Well of course Liam was drinking again. His best mate had been killed in the street 50 yards away from him. He'd never had a decent job or a good woman in his life.

He couldn't keep doing this rescue thing on his own. And what's more he wouldn't do it. Not after what happened to Jimmie. He didn't want a knife in the gut from a fellow countryman who didn't understand that he was one of the good guys.

So the atmosphere around the time of the funeral hadn't been what you would call cordial. Nothing that would make you want to go back there again.

Now he and Jimmie use to say in the good old days that too many Scots and Irish held ludicrous grudges over the years and that they'd be all better by far if they went home every now and then, laid the ghosts, and indeed anything else that presented itself, according to Jimmie. This way, the past wouldn't become such a strange, frightening forest of wrong turnings and wishes that didn't come true.

Yes, very easy to say. And when Jimmie was around easier to do, but no human could expect Liam to go back to his home place and not buy people a drink, and then when he did one word would borrow another and there would be some smug remark which would sting and hurt and it would all end badly.

Better not to risk it, not to go at all.

Liam is 49. He looks 65. He has a room in West London in a big house where the police are often called because someone has been dead for three weeks and people report the smell. It's that kind of house, he says. A man collects the rent on the first of the month and if you don't pay, the door of your room is removed and everything you have thrown on the street.

Not much to show after 30 years in London but then to be fair he wouldn't have got on well at home either. And Jimmie used to say that there were some people who needed a broader canvas. Great expression that. But then Jimmie was full of them.

The canvas isn't as broad for Liam as it might be in a huge city of 12 million people.
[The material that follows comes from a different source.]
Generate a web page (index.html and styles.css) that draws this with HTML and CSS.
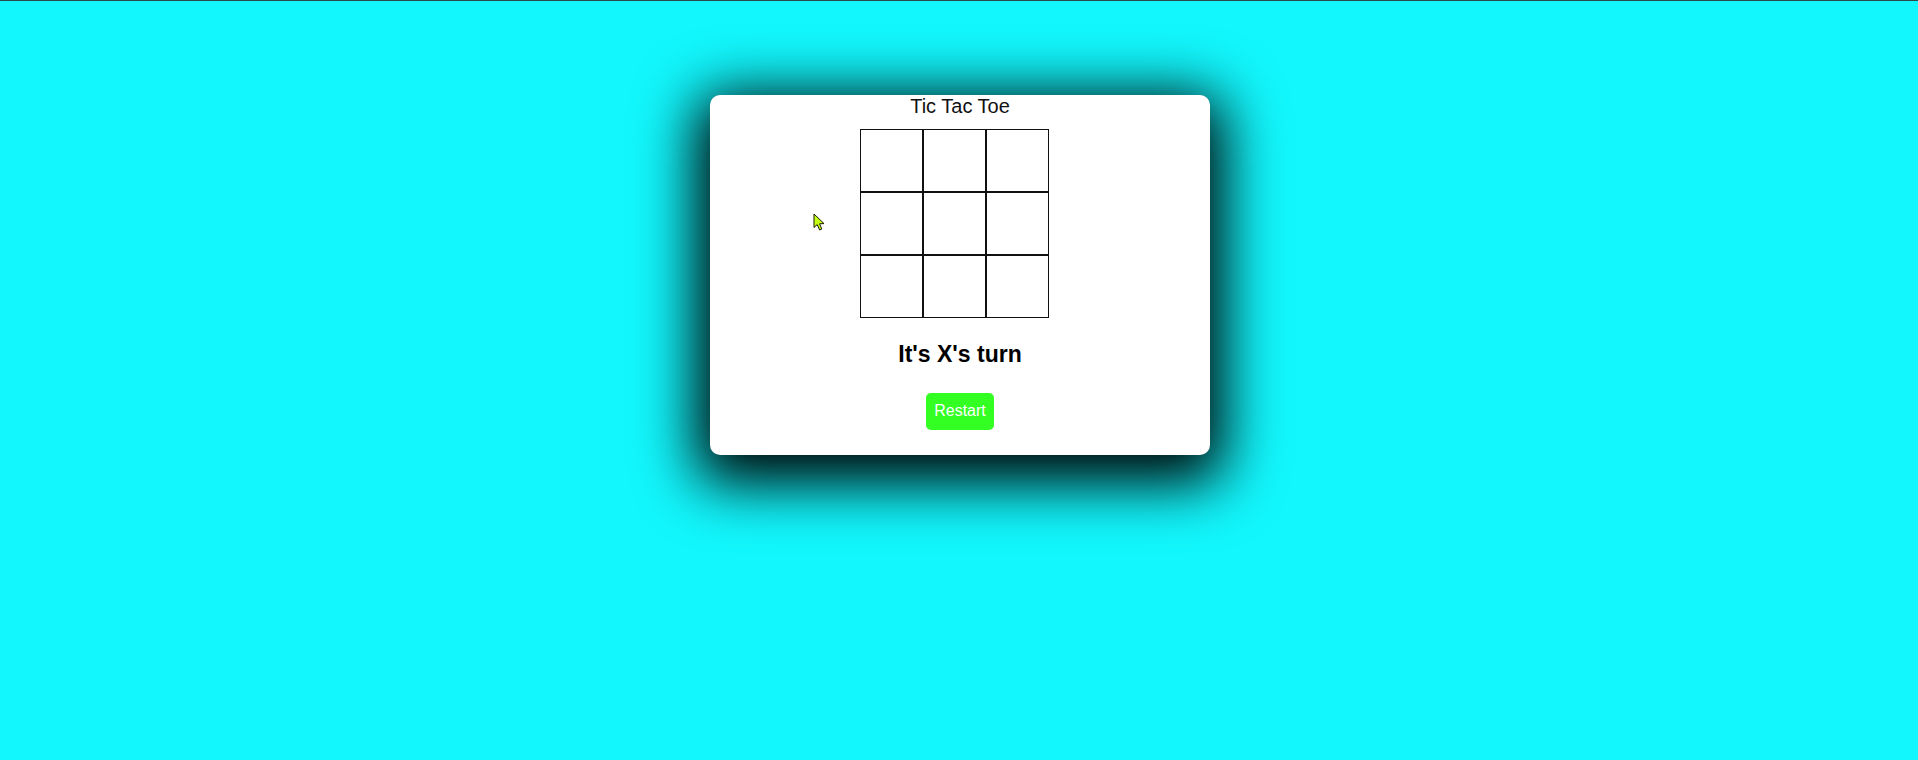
FILE: index.html
```html
<!DOCTYPE html>
<html lang="en">
<head>
<meta charset="utf-8">
<title>Tic Tac Toe</title>
<link rel="stylesheet" href="styles.css">
</head>
<body>
<div class="page">
  <div class="card">
    <div class="title">Tic Tac Toe</div>
    <div class="board-wrap">
      <div class="board">
        <div class="cell"></div><div class="cell"></div><div class="cell"></div>
        <div class="cell"></div><div class="cell"></div><div class="cell"></div>
        <div class="cell"></div><div class="cell"></div><div class="cell"></div>
      </div>
    </div>
    <h2 class="status">It's X's turn</h2>
    <button class="restart">Restart</button>
  </div>
</div>
<svg class="cursor" width="13" height="19" viewBox="0 0 13 19" xmlns="http://www.w3.org/2000/svg">
  <path d="M1 1 L1 14.5 L4.2 11.6 L6.6 17 L8.8 16 L6.5 10.8 L11 10.6 Z" fill="#c4ff12" stroke="#1a1a00" stroke-width="1" stroke-linejoin="round"/>
</svg>
</body>
</html>
```
FILE: styles.css
```css
html, body {
  margin: 0;
  padding: 0;
  height: 100%;
}
body {
  background: #12f7fd;
  border-top: 1px solid #2a4a4c;
  box-sizing: border-box;
  font-family: "Liberation Sans", Arial, sans-serif;
  color: #000;
  position: relative;
}
.page {
  display: flex;
  justify-content: center;
  padding-top: 94px;
  padding-left: 2px;
}
.card {
  width: 500px;
  height: 360px;
  background: #fff;
  border-radius: 10px;
  box-shadow: 0 14px 60px 14px #000;
  display: flex;
  flex-direction: column;
  align-items: center;
  box-sizing: border-box;
}
.title {
  font-size: 20px;
  line-height: 23px;
  color: #111;
}
.board-wrap {
  width: 201px;
  margin-top: 11px;
}
.board {
  display: grid;
  grid-template-columns: repeat(3, 63px);
  grid-template-rows: repeat(3, 63px);
}
.cell {
  border: 1px solid #111;
  background: #fff;
}
.status {
  font-size: 23px;
  font-weight: bold;
  line-height: 27px;
  margin: 23px 0 0 0;
}
.restart {
  margin-top: 25px;
  background: #33ff22;
  color: #fff;
  border: none;
  border-radius: 5px;
  font-family: "Liberation Sans", Arial, sans-serif;
  font-size: 16px;
  line-height: 18px;
  padding: 9px 8px 10px;
  width: 68px;
  height: 37px;
}
.cursor {
  position: absolute;
  left: 813px;
  top: 212px;
}
```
He clears tables in a pub around the corner from the house where he lives. It's very handy for him because he finds it hard to walk. Something wrong with his spine, he imagines. No, of course he hasn't seen about it, could anyone imagine the hours it would take waiting in some doctor's surgery and then in the outpatients of some hospital? It will right itself or it won't.

Meanwhile hanging around and clearing tables is a fine occupation, you'd be in this pub anyway so why not make a business out of it? That's a great thing they have in London, where people don't get served at tables. The punters leave their empty glasses with great rings of spilled beer around them on the table and a regular like Liam will go round, gather them up and wipe the tables. He gets four pints a night for this. And the pubs open on Christmas Day in London so he'll be busy there at lunch-time.

He hears some of the regulars talking. A lot of them are Irish and many are going home for the holidays. He won't go. Nothing to go back for.

Still, on the Saturday before Christmas you always get the urge. Go back. Surprise them. Be part of a big crowd coming home to Ireland. As Jimmie always used to say: Nothing is written in stone.